RAIPUR, India – Rescuers searched desperately for survivors on Thursday in the rubble of a giant chimney that collapsed in central India, with a top union official saying more than 100 workers were feared dead.
Source: AFP
- Labourers had completed 100 metres (330 feet) of the planned 275-metre power plant chimney when the structure came crashing down in bad weather on Wednesday.
- Police said 25 bodies had been recovered but dozens more were believed to be buried under a vast pile of concrete at the site in Korba, 200 kilometres (124 miles) from Raipur, the state capital of Chhattisgarh.
- "I expect the number of dead will cross 100," said Vinod Kumar Sharma, general secretary of the workers' union at aluminium group Balco, a subsidiary of London-listed Vedanta, which was building the power plant chimney.
- Sharma said his estimate was based on testimony from union members near the scene of the accident, who said workers were sheltering from heavy rain in and around the structure when it collapsed at about 3:45 pm (1015 GMT).
- "Only nine people who are in hospital are alive. The others are dead," he said. "It is a major tragedy. It is very sad for the poor families."
- Police and government officials said they were having difficulty establishing how many people were buried because the company has been unable to say how many workers were on the site.
- A majority of the victims were migrant labourers from the eastern states of Jharkhand and Bihar, officials said.

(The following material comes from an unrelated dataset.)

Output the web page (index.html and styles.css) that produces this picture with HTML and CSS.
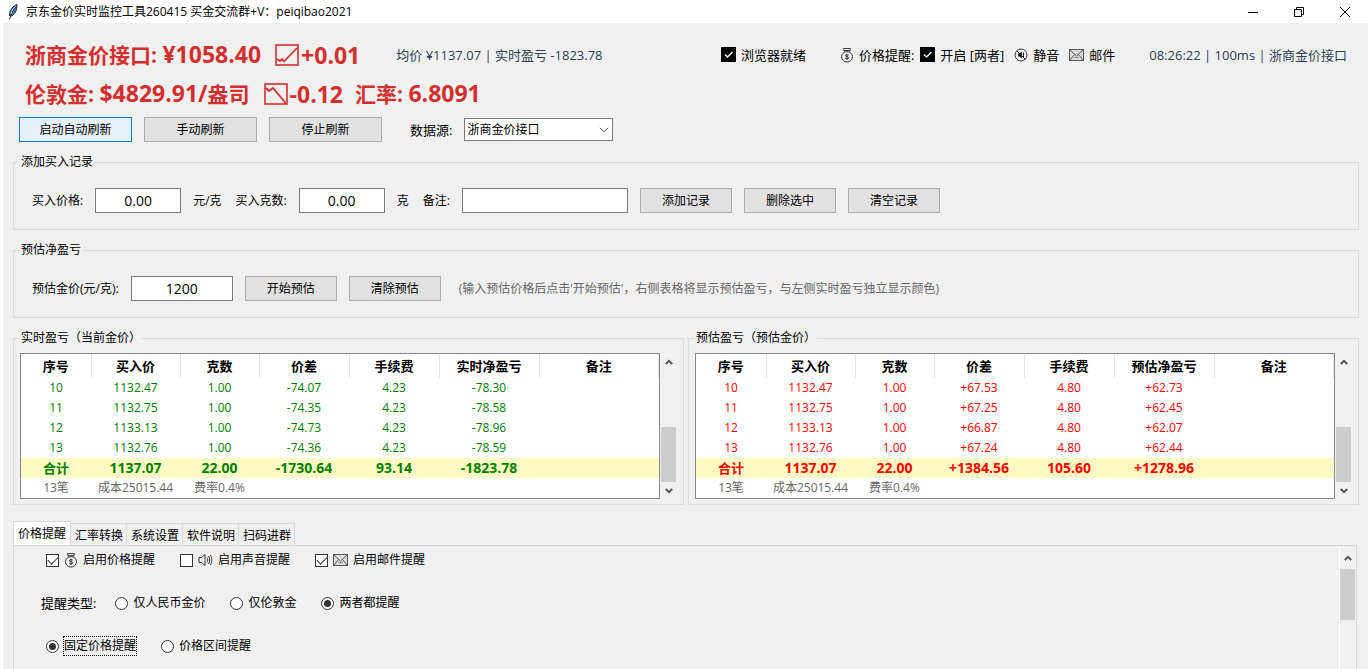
FILE: index.html
```html
<!DOCTYPE html>
<html lang="zh-CN">
<head>
  <meta charset="UTF-8" />
  <meta name="viewport" content="width=device-width, initial-scale=1.0"/>
  <title>京东金价实时监控工具260415</title>
  <link rel="stylesheet" href="styles.css">
</head>
<body>
  <!-- shared icons -->
  <svg class="icon-defs" width="0" height="0" aria-hidden="true">
    <symbol id="i-check" viewBox="0 0 15 15">
      <rect width="15" height="15" fill="#000"/>
      <path d="M4 7.5l2.5 2.5L11.5 5" fill="none" stroke="#fff" stroke-width="1.4"/>
    </symbol>
    <symbol id="i-money" viewBox="0 0 14 16">
      <g fill="none" stroke="#333">
        <path d="M3.500 1.500h7M3.500 3.500h7M3.500 1.500l1 3M10.500 1.500l-1 3" stroke="#444"/>
        <ellipse cx="7" cy="9.800" rx="5.500" ry="5.200"/>
        <path d="M8.800 8.200c-.6-.8-3.400-.9-3.400.4 0 1.300 3.400.7 3.400 2.200 0 1.200-2.900 1.200-3.600.3M7 6.800v6.200"/>
      </g>
    </symbol>
    <symbol id="i-mute" viewBox="0 0 14 14">
      <circle cx="7" cy="7" r="6" fill="none" stroke="#333"/>
      <path d="M4 5.500h1.500l2.500-2v7l-2.500-2H4z" fill="#222"/>
      <path d="M2.800 2.800l8.500 8.500M9.500 4.500v5" fill="none" stroke="#222"/>
    </symbol>
    <symbol id="i-mail" viewBox="0 0 15 12">
      <g fill="none" stroke="#555">
        <rect x=".5" y=".5" width="14" height="11" fill="#ddd"/>
        <path d="M1 1l6.500 6L14 1M1 11l4.500-5.500M14 11L9.500 5.500"/>
        <path d="M5 8.500h5" stroke="#888"/>
      </g>
    </symbol>
    <symbol id="i-sound" viewBox="0 0 15 14">
      <g fill="none" stroke="#333">
        <path d="M1 4.500h2.500L7 1.500v11L3.500 9.500H1z" fill="#eee"/>
        <path d="M9 4.500c1 1.500 1 3.500 0 5M10.500 3c1.700 2.400 1.700 5.600 0 8M12.200 2c2.200 3 2.200 7 0 10"/>
      </g>
    </symbol>
    <symbol id="i-up" viewBox="0 0 24 22">
      <rect x="1" y="1" width="22" height="20" fill="none" stroke="currentColor" stroke-width="1.600"/>
      <path d="M2 15l3 2 2-2 2 2.500L22 4" fill="none" stroke="currentColor" stroke-width="1.800"/>
    </symbol>
    <symbol id="i-down" viewBox="0 0 24 22">
      <rect x="1" y="1" width="22" height="20" fill="none" stroke="currentColor" stroke-width="1.600"/>
      <path d="M2 5l3 3 4-3 13 15.500" fill="none" stroke="currentColor" stroke-width="1.800"/>
    </symbol>
    <symbol id="i-arrow-up" viewBox="0 0 8 6">
      <path d="M.8 5L4 1.800 7.200 5" fill="none" stroke="#555" stroke-width="2"/>
    </symbol>
    <symbol id="i-arrow-down" viewBox="0 0 8 6">
      <path d="M.8 1L4 4.200 7.200 1" fill="none" stroke="#555" stroke-width="2"/>
    </symbol>
  </svg>

  <header class="titlebar">
    <svg class="feather" viewBox="0 0 10 16" aria-hidden="true">
      <path d="M9 .5C5.500 1.500 1.500 5.500 1.500 11.500l1 .8C6.500 11 9.300 6.500 9 .5z" fill="#4a7fc0" stroke="#111" stroke-width=".9"/>
      <path d="M7.500 3C5 6 3 10 1.500 15.500" fill="none" stroke="#111" stroke-width=".9"/>
      <path d="M7.500 2.500C5.500 4 3.500 7 3 10" fill="none" stroke="#cfe2f7" stroke-width=".9"/>
    </svg>
    <h1>京东金价实时监控工具260415 买金交流群+V：peiqibao2021</h1>
    <div class="window-controls">
      <button type="button" aria-label="最小化"><svg width="10" height="10"><path d="M0 5.500h10" stroke="#000"/></svg></button>
      <button type="button" aria-label="还原"><svg width="10" height="10"><path d="M.5 2.500h7v7h-7zM2.500 2.500v-2h7v7h-2" fill="none" stroke="#000"/></svg></button>
      <button type="button" aria-label="关闭"><svg width="10" height="10"><path d="M0 0l10 10M10 0L0 10" stroke="#000"/></svg></button>
    </div>
  </header>

  <main class="app">
    <section class="quotes">
      <div class="quote-row">
        <p class="price">浙商金价接口: <b>¥1058.40</b></p>
        <p class="price change"><svg class="trend"><use href="#i-up"/></svg><b>+0.01</b></p>
        <p class="summary">均价 ¥1137.07 | 实时盈亏 -1823.78</p>
        <div class="status">
          <span class="status-item browser"><svg class="icon-check"><use href="#i-check"/></svg>浏览器就绪</span>
          <span class="status-item"><svg class="icon-money"><use href="#i-money"/></svg>价格提醒:</span>
          <span class="status-item"><svg class="icon-check"><use href="#i-check"/></svg>开启 [两者]</span>
          <span class="status-item mute"><svg class="icon-mute"><use href="#i-mute"/></svg>静音</span>
          <span class="status-item mail"><svg class="icon-mail"><use href="#i-mail"/></svg>邮件</span>
          <span class="clock">08:26:22 | 100ms | 浙商金价接口</span>
        </div>
      </div>
      <div class="quote-row">
        <p class="price">伦敦金: <b>$4829.91/</b>盎司</p>
        <p class="price change"><svg class="trend"><use href="#i-down"/></svg><b>-0.12</b></p>
        <p class="price rate">汇率: <b>6.8091</b></p>
      </div>
    </section>

    <div class="toolbar">
      <button type="button" class="btn btn-wide focused">启动自动刷新</button>
      <button type="button" class="btn btn-wide">手动刷新</button>
      <button type="button" class="btn btn-wide">停止刷新</button>
      <label class="source-label" for="source">数据源:</label>
      <div class="select">
        <select id="source">
          <option>浙商金价接口</option>
        </select>
        <svg class="chevron" viewBox="0 0 10 6"><path d="M1 .8l4 4 4-4" fill="none" stroke="#444"/></svg>
      </div>
    </div>

    <fieldset class="group">
      <legend>添加买入记录</legend>
      <form class="form-row">
        <label for="buyPrice">买入价格:</label>
        <input type="text" id="buyPrice" class="field" value="0.00">
        <span>元/克</span>
        <label for="buyGram">买入克数:</label>
        <input type="text" id="buyGram" class="field" value="0.00">
        <span>克</span>
        <label for="note">备注:</label>
        <input type="text" id="note" class="field field-note">
        <button type="button" class="btn">添加记录</button>
        <button type="button" class="btn">删除选中</button>
        <button type="button" class="btn">清空记录</button>
      </form>
    </fieldset>

    <fieldset class="group">
      <legend>预估净盈亏</legend>
      <form class="form-row">
        <label for="estimate">预估金价(元/克):</label>
        <input type="text" id="estimate" class="field field-estimate" value="1200">
        <button type="button" class="btn">开始预估</button>
        <button type="button" class="btn">清除预估</button>
        <span class="hint">(输入预估价格后点击'开始预估'，右侧表格将显示预估盈亏，与左侧实时盈亏独立显示颜色)</span>
      </form>
    </fieldset>

    <div class="tables">
      <fieldset class="group group-table">
        <legend>实时盈亏（当前金价）</legend>
        <div class="table-wrap">
          <div class="table-box">
            <table class="down">
              <colgroup>
                <col class="c-no"><col class="c-price"><col class="c-gram"><col class="c-diff"><col class="c-fee"><col class="c-profit"><col>
              </colgroup>
              <thead>
                <tr><th>序号</th><th>买入价</th><th>克数</th><th>价差</th><th>手续费</th><th>实时净盈亏</th><th>备注</th></tr>
              </thead>
              <tbody>
                <tr><td>10</td><td>1132.47</td><td>1.00</td><td>-74.07</td><td>4.23</td><td>-78.30</td><td></td></tr>
                <tr><td>11</td><td>1132.75</td><td>1.00</td><td>-74.35</td><td>4.23</td><td>-78.58</td><td></td></tr>
                <tr><td>12</td><td>1133.13</td><td>1.00</td><td>-74.73</td><td>4.23</td><td>-78.96</td><td></td></tr>
                <tr><td>13</td><td>1132.76</td><td>1.00</td><td>-74.36</td><td>4.23</td><td>-78.59</td><td></td></tr>
                <tr class="total"><td>合计</td><td>1137.07</td><td>22.00</td><td>-1730.64</td><td>93.14</td><td>-1823.78</td><td></td></tr>
                <tr class="info"><td>13笔</td><td>成本25015.44</td><td>费率0.4%</td><td></td><td></td><td></td><td></td></tr>
              </tbody>
            </table>
          </div>
          <div class="scrollbar">
            <button type="button" aria-label="向上滚动"><svg class="arrow"><use href="#i-arrow-up"/></svg></button>
            <div class="track track-end"><div class="thumb"></div></div>
            <button type="button" aria-label="向下滚动"><svg class="arrow"><use href="#i-arrow-down"/></svg></button>
          </div>
        </div>
      </fieldset>

      <fieldset class="group group-table">
        <legend>预估盈亏（预估金价）</legend>
        <div class="table-wrap">
          <div class="table-box">
            <table class="up">
              <colgroup>
                <col class="c-no"><col class="c-price"><col class="c-gram"><col class="c-diff"><col class="c-fee"><col class="c-profit"><col>
              </colgroup>
              <thead>
                <tr><th>序号</th><th>买入价</th><th>克数</th><th>价差</th><th>手续费</th><th>预估净盈亏</th><th>备注</th></tr>
              </thead>
              <tbody>
                <tr><td>10</td><td>1132.47</td><td>1.00</td><td>+67.53</td><td>4.80</td><td>+62.73</td><td></td></tr>
                <tr><td>11</td><td>1132.75</td><td>1.00</td><td>+67.25</td><td>4.80</td><td>+62.45</td><td></td></tr>
                <tr><td>12</td><td>1133.13</td><td>1.00</td><td>+66.87</td><td>4.80</td><td>+62.07</td><td></td></tr>
                <tr><td>13</td><td>1132.76</td><td>1.00</td><td>+67.24</td><td>4.80</td><td>+62.44</td><td></td></tr>
                <tr class="total"><td>合计</td><td>1137.07</td><td>22.00</td><td>+1384.56</td><td>105.60</td><td>+1278.96</td><td></td></tr>
                <tr class="info"><td>13笔</td><td>成本25015.44</td><td>费率0.4%</td><td></td><td></td><td></td><td></td></tr>
              </tbody>
            </table>
          </div>
          <div class="scrollbar">
            <button type="button" aria-label="向上滚动"><svg class="arrow"><use href="#i-arrow-up"/></svg></button>
            <div class="track track-end"><div class="thumb"></div></div>
            <button type="button" aria-label="向下滚动"><svg class="arrow"><use href="#i-arrow-down"/></svg></button>
          </div>
        </div>
      </fieldset>
    </div>

    <section class="notebook">
      <div class="tabs" role="tablist">
        <button type="button" role="tab" class="tab active" aria-selected="true">价格提醒</button>
        <button type="button" role="tab" class="tab">汇率转换</button>
        <button type="button" role="tab" class="tab">系统设置</button>
        <button type="button" role="tab" class="tab">软件说明</button>
        <button type="button" role="tab" class="tab">扫码进群</button>
      </div>
      <div class="pane">
        <form class="options">
          <div class="option-row">
            <label class="option"><input type="checkbox" checked><svg class="icon-money"><use href="#i-money"/></svg>启用价格提醒</label>
            <label class="option"><input type="checkbox"><svg class="icon-sound"><use href="#i-sound"/></svg>启用声音提醒</label>
            <label class="option"><input type="checkbox" checked><svg class="icon-mail"><use href="#i-mail"/></svg>启用邮件提醒</label>
          </div>
          <div class="option-row">
            <span class="option-title">提醒类型:</span>
            <label class="option"><input type="radio" name="kind">仅人民币金价</label>
            <label class="option"><input type="radio" name="kind">仅伦敦金</label>
            <label class="option"><input type="radio" name="kind" checked>两者都提醒</label>
          </div>
          <div class="option-row">
            <label class="option"><input type="radio" name="mode" checked><span class="focus-text">固定价格提醒</span></label>
            <label class="option"><input type="radio" name="mode">价格区间提醒</label>
          </div>
        </form>
        <div class="scrollbar pane-scroll">
          <button type="button" aria-label="向上滚动"><svg class="arrow"><use href="#i-arrow-up"/></svg></button>
          <div class="track"><div class="thumb"></div></div>
        </div>
      </div>
    </section>
  </main>
</body>
</html>
```

FILE: styles.css
```css
* {
  box-sizing: border-box;
}

body {
  margin: 0;
  height: 100vh;
  display: flex;
  flex-direction: column;
  overflow: hidden;
  background-color: #fff;
  color: #000;
  font-family: "Open Sans", "Noto Sans CJK SC", sans-serif;
  font-size: 12px;
  line-height: 18px;
}

button, input, select {
  font: inherit;
  color: inherit;
  margin: 0;
  padding: 0;
}

p, h1 {
  margin: 0;
}

svg {
  display: block;
  flex: none;
}

.icon-defs {
  position: absolute;
}

/* title bar */
.titlebar {
  display: flex;
  align-items: center;
  height: 23px;
  flex: none;
  padding-left: 8px;
}

.titlebar h1 {
  font-size: 12px;
  font-weight: normal;
}

.feather {
  width: 10px;
  height: 16px;
  margin-right: 8px;
}

.window-controls {
  display: flex;
  margin-left: auto;
}

.window-controls button {
  width: 46px;
  height: 20px;
  display: flex;
  align-items: center;
  justify-content: center;
  border: none;
  background: none;
}

.app {
  flex: 1;
  display: flex;
  flex-direction: column;
  min-height: 0;
  margin-left: 3px;
  padding: 12px 9px 0 10px;
  background-color: #f0f0f0;
}

/* quotes */
.quote-row {
  display: flex;
  align-items: center;
  height: 39px;
  padding: 0 12px;
  white-space: nowrap;
}

.price {
  font-size: 21px;
  line-height: 30px;
  font-weight: bold;
  color: #d32f2f;
}

.price b {
  font-size: 23px;
  font-weight: bold;
}

.change {
  display: flex;
  align-items: center;
  gap: 2px;
  margin-left: 14px;
}

.trend {
  width: 24px;
  height: 22px;
}

.rate {
  margin-left: 12px;
}

.summary {
  margin-left: 36px;
  font-size: 13px;
  color: #2c3e50;
}

.status {
  display: flex;
  align-items: center;
  gap: 6px;
  margin-left: auto;
  font-size: 13px;
}

.status-item {
  display: flex;
  align-items: center;
  gap: 5px;
}

.browser {
  margin-right: 28px;
}

.mute, .mail {
  margin-left: 4px;
}

.clock {
  margin-left: 28px;
  color: #2c3e50;
}

.icon-check {
  width: 15px;
  height: 15px;
}

.icon-money {
  width: 14px;
  height: 16px;
}

.icon-mute {
  width: 14px;
  height: 14px;
}

.icon-mail {
  width: 15px;
  height: 12px;
}

.icon-sound {
  width: 15px;
  height: 14px;
}

/* toolbar */
.toolbar {
  display: flex;
  align-items: center;
  gap: 12px;
  margin-top: 4px;
  padding-left: 6px;
}

.btn {
  width: 92px;
  height: 25px;
  border: 1px solid #adadad;
  background-color: #e1e1e1;
}

.btn-wide {
  width: 113px;
}

.btn.focused {
  border-color: #0078d7;
  background-color: #e5f1fb;
}

.source-label {
  margin-left: 16px;
  font-size: 13px;
}

.select {
  position: relative;
}

.select select {
  display: block;
  width: 149px;
  height: 23px;
  padding-left: 2px;
  appearance: none;
  border: 1px solid #7a7a7a;
  border-radius: 0;
  background-color: #fff;
}

.chevron {
  position: absolute;
  right: 4px;
  top: 9px;
  width: 10px;
  height: 6px;
  pointer-events: none;
}

/* group boxes */
.group {
  min-width: 0;
  margin: 11px 0 0;
  padding: 17px 6px 16px;
  border: 1px solid #dcdcdc;
}

.group legend {
  height: 18px;
  padding: 0 1px;
}

.form-row {
  display: flex;
  align-items: center;
  gap: 12px;
  padding-left: 12px;
  white-space: nowrap;
}

.form-row span + label {
  margin-left: 2px;
}

.field {
  width: 86px;
  height: 25px;
  border: 1px solid #7a7a7a;
  background-color: #fff;
  font-size: 14px;
  text-align: center;
}

.field-note {
  width: 166px;
  text-align: left;
}

.field-estimate {
  width: 102px;
}

.hint {
  margin-left: 6px;
  color: #666;
}

/* tables */
.tables {
  display: grid;
  grid-template-columns: 1fr 1fr;
  gap: 4px;
}

.group-table {
  padding: 6px 7px 5px 6px;
}

.table-wrap {
  display: flex;
  gap: 1px;
}

.table-box {
  flex: 1;
  border: 1px solid #828790;
  background-color: #fff;
}

table {
  width: 100%;
  table-layout: fixed;
  border-collapse: collapse;
  text-align: center;
}

.c-no { width: 70px; }
.c-price { width: 89px; }
.c-gram { width: 79px; }
.c-diff { width: 90px; }
.c-fee { width: 90px; }
.c-profit { width: 100px; }

th, td {
  height: 20px;
  padding: 0;
  white-space: nowrap;
}

th {
  height: 24px;
  border-right: 1px solid #e5e5e5;
  font-size: 13px;
}

.down {
  color: #008000;
}

.up {
  color: #f00;
}

thead {
  color: #000;
}

.total {
  background-color: #fff9c4;
  font-size: 14px;
  font-weight: bold;
}

.total td:first-child {
  font-size: 13px;
}

.info {
  color: #666;
}

/* scrollbars */
.scrollbar {
  display: flex;
  flex-direction: column;
  width: 15px;
}

.scrollbar button {
  display: flex;
  align-items: center;
  justify-content: center;
  height: 17px;
  border: none;
  background: none;
}

.arrow {
  width: 8px;
  height: 6px;
}

.track {
  flex: 1;
  display: flex;
  flex-direction: column;
}

.track-end {
  justify-content: flex-end;
}

.thumb {
  height: 55px;
  background-color: #cdcdcd;
}

/* notebook */
.notebook {
  flex: 1;
  display: flex;
  flex-direction: column;
  min-height: 0;
  margin: 16px 2px 0 0;
}

.tabs {
  display: flex;
  align-items: flex-end;
}

.tab {
  height: 22px;
  padding: 2px 3px 0 4px;
  border: 1px solid #d9d9d9;
  border-width: 1px 1px 0 0;
  background-color: #f0f0f0;
}

.tab.active {
  height: 24px;
  padding: 0 4px;
  border-left-width: 1px;
  background-color: #fff;
}

.pane {
  flex: 1;
  display: flex;
  min-height: 0;
  border: 1px solid #d9d9d9;
  border-bottom: none;
}

.options {
  flex: 1;
  display: flex;
  flex-direction: column;
  gap: 25px;
  padding: 5px 0 0 32px;
}

.option-row {
  display: flex;
  align-items: center;
  gap: 25px;
}

.option {
  display: flex;
  align-items: center;
  gap: 5px;
}

.option-title {
  margin: 0 -6px 0 -5px;
  font-size: 13px;
}

.option input {
  display: grid;
  place-items: center;
  width: 13px;
  height: 13px;
  appearance: none;
  border: 1px solid #333;
  background-color: #fff;
}

.option input[type="radio"] {
  border-radius: 50%;
}

.option input[type="radio"]:checked::before {
  content: "";
  width: 7px;
  height: 7px;
  border-radius: 50%;
  background-color: #333;
}

.option input[type="checkbox"]:checked::before {
  content: "";
  width: 9px;
  height: 5px;
  margin-bottom: 3px;
  border: solid #333;
  border-width: 0 0 1px 1px;
  transform: rotate(-45deg);
}

.focus-text {
  outline: 1px dotted #000;
}

.pane-scroll {
  width: 16px;
  border-left: 1px solid #fff;
  margin-right: 1px;
}

.pane-scroll button {
  height: 23px;
}

.pane-scroll .thumb {
  height: 51px;
}
```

- "It is one of the worst accidents in India's recent construction history," Rajeev Sharma, South Asia head of Building and Wood Workers' International, told AFP.
- K.C. Gupta, director general of the National Safety Council of India, said the disaster was the latest in a string of fatal accidents in the construction sector.
- They include the collapse of a partially built bridge on the flagship Delhi Metro project that killed five in July and an accident during the construction of a flyover in the southern city of Hyderabad.